A former CEO of a failed academy chain spent £1,500 on a dog pen in his offices while starving schools of cash, ex-staff have claimed.
Mike Ramsay, former CEO of Wakefield City Academies Trust (WCAT), ran a computer firm - which supplied software to the trust's 21 schools - which made more than £840,000 during his tenure, an investigation into the academy chain alleges.
A BBC Inside Out Yorkshire and Lincolnshire programme reports that Mr Ramsay allegedly made hundreds of thousands of pounds despite the academies losing £2m between them in reserves.
Former office manager Kirstie Whipp told the BBC that Mr Ramsay spent £1,500 on a pen for his dogs at his offices while headteachers' pleas for funds were ignored.
She claims she was told to keep her boss's financial documents under lock and key and away from the finance team.

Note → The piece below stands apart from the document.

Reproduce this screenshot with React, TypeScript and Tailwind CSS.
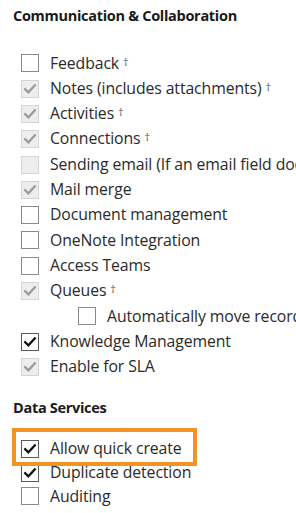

The programme, which will be screened on Monday, also said that two WCAT volunteer trustees, Steve Corne and Peter Mckenzie, were sacked after raising concerns about Mr Ramsay.
They said that Mr Ramsay wanted a huge pay rise despite the trust running a £3m deficit.
Mr Mckenzie said: "[Mr] Ramsay was challenged on this and he explained that he believed that by reducing the number of teaching staff he could address the budget deficit.
"I felt that this was completely fantastical and that it was impossible to remove enough teachers to address the budget deficit and carry on as an academy."
However, Mr Ramsay denies the allegations against him.
He told Inside Out: "I can confirm there was no conflict of interest, all connected party activity was in line with policy and scrutinised internally also by external audit and the ESFA (Educational and Skills Funding Agency) on a number of occasions, all of which is in the public domain."
He said his expenses were submitted in line with policy and scrutinised by the chief financial officer.
Mr Ramsay told Inside Out that WCAT was allowed to expand too quickly without the resources to support the high number of schools needing improvement.
“Sadly, educational support was not enough or at the required level to make a difference,” he said.
The Department for Education said it had taken steps to tighten accountability - including tougher action over related party transactions over £20,000 and high CEO salaries.